A.J. already had a scoring touch, as evidenced by his 56 points in 45 games for Arizona of the CHL last season. A bit of refinement has him off to a strong start in the ECHL, with 6 goals and 5 assists in 12 games. In particular, A.J. credits his brother for a quicker release and a sharper one-timer.
"He knows the game. He works hard," A.J. said. "You can learn from anyone. Obviously, he's doing the right things.
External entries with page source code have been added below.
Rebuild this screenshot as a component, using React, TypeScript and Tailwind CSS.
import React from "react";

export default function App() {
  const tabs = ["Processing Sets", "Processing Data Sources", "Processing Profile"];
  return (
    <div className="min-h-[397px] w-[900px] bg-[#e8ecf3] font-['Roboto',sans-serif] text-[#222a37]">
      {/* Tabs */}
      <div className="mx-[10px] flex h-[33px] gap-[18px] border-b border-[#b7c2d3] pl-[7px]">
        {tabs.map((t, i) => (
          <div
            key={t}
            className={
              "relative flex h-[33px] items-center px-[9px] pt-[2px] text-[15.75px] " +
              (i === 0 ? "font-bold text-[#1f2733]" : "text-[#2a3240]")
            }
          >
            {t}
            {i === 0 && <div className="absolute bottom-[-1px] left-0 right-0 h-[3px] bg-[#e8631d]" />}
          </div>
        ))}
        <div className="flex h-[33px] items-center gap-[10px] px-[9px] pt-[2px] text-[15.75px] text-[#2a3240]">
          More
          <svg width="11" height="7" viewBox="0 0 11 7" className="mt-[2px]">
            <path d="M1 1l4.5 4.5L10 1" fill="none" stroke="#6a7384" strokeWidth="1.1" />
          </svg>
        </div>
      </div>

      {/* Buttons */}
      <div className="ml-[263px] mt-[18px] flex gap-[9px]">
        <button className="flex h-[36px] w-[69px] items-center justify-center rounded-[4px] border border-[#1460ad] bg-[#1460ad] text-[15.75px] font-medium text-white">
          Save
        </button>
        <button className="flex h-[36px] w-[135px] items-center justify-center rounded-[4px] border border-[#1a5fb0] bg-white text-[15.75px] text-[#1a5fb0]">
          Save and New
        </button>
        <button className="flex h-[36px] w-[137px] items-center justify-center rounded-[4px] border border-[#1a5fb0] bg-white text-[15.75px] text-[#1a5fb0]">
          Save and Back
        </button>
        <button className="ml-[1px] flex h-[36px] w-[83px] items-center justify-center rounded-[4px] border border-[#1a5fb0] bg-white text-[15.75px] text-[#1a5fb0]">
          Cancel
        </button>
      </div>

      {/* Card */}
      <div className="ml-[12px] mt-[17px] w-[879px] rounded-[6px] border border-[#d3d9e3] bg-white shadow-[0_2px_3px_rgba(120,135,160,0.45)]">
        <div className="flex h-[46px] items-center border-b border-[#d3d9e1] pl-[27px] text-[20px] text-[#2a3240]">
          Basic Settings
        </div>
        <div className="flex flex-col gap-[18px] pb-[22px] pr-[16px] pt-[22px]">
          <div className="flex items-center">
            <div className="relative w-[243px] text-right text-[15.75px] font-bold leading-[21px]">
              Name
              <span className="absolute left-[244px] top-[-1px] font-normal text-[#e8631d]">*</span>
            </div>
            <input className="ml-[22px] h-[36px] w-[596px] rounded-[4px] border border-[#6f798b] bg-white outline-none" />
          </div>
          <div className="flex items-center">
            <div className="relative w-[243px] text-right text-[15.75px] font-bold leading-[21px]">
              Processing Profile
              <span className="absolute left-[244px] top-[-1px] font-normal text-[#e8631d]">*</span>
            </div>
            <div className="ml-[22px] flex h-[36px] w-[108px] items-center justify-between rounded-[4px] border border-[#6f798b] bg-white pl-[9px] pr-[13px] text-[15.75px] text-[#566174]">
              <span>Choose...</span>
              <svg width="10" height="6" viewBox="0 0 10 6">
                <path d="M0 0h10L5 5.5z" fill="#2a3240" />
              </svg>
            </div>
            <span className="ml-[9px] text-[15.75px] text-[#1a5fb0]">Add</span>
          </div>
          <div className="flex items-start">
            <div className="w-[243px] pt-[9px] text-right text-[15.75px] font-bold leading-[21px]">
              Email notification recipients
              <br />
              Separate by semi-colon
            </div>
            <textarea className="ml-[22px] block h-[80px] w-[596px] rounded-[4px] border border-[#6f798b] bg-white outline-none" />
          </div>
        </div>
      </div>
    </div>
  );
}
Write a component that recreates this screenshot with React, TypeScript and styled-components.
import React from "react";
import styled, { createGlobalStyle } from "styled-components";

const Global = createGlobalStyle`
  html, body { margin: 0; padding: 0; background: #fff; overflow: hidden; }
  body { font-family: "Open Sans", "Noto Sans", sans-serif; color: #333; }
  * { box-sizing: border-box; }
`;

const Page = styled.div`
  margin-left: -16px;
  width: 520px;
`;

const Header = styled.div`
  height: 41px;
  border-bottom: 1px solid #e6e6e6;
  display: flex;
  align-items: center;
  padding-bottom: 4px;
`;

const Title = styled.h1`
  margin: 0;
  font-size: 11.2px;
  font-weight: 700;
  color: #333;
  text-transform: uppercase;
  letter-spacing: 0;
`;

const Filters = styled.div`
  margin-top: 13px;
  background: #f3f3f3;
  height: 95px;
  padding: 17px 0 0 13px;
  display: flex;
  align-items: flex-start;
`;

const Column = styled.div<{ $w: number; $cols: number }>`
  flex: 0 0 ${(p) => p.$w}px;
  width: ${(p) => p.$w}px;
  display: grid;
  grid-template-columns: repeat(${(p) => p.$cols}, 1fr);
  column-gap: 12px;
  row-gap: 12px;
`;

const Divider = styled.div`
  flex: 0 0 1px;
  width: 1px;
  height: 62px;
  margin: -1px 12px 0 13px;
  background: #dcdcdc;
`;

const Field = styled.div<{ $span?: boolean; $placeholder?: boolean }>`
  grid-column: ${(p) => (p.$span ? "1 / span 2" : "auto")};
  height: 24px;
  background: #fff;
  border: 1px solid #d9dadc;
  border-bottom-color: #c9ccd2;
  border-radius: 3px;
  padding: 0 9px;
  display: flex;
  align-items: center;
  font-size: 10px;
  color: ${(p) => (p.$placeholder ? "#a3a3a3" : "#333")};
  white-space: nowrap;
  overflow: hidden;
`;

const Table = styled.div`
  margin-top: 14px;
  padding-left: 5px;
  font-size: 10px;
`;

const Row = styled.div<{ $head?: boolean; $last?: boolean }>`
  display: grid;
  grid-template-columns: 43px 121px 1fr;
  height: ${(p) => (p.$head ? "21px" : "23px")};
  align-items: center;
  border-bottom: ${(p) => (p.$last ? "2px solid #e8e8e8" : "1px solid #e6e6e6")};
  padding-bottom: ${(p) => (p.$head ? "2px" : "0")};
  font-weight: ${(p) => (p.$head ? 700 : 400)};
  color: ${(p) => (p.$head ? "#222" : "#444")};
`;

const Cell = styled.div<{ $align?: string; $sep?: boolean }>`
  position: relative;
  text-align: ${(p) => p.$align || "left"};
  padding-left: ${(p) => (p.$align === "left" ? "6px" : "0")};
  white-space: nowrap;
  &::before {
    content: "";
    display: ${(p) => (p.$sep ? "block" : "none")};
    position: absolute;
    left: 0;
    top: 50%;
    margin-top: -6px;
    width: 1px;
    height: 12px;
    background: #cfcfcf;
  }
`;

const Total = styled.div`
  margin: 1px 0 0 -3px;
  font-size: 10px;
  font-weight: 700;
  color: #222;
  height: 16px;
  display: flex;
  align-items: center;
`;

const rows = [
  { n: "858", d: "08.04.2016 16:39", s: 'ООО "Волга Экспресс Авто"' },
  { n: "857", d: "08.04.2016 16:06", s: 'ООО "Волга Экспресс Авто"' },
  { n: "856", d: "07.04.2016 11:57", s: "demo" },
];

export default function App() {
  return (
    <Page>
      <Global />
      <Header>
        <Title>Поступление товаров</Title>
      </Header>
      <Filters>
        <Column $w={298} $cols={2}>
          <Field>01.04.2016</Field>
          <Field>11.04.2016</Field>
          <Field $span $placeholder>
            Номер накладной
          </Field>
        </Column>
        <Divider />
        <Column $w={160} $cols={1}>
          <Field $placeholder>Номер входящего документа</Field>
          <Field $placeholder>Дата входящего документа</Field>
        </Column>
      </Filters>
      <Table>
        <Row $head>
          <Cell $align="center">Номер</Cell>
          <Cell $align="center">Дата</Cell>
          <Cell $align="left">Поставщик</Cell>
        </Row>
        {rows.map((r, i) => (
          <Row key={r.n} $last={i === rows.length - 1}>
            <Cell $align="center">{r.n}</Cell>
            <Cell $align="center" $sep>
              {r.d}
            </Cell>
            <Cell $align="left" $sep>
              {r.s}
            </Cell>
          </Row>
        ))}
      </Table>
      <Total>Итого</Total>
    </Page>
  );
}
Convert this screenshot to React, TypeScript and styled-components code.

I try to take as much as I can from him."
Around the ECHL
-- Charlotte coach Derek Wilkinson
earned his 200th career win in the Checkers' 6-4 win over Elmira on Nov. 15. ... Elmira set multiple club and 2009-2010 ECHL team records in an 11-3 crushing of Gwinnett on Nov. 14, including most goals scored by the Jackals since the team joined the ECHL in 2007 and the most scored by any team this season; the largest margin of victory this season in the ECHL; the largest points total by a team this season (30); the most assists by a team this season (19); and most goals by an ECHL player in one game (Justin Donati
, four). ... Wheeling's Blair Yaworski
scored his first goal of the season Nov. 13 against Johnstown. Last year, playing for the Chiefs, Yaworski potted 11 of his 18 goals against the Nailers. ... Victoria's first three wins this season all came by shutout. ... Against Wheeling on Nov. 14, Chris Zarb
became the third Johnstown player to post a point in his debut after being acquired in-season. Jim McKenzie scored a goal Oct. 30 at Trenton and Bryan Marshall
had an assist Nov. 11 vs. Reading. ... Reading's loss in Johnstown on Nov. 11 extended what is now an eight game winless streak (0-6-2) for the Royals at the Chiefs. But the Royals' 3-2 win over Trenton on Nov. 13 snapped Reading's six-game losing streak against the Devils. ...The Royals have erased deficits in six of their eight wins this season.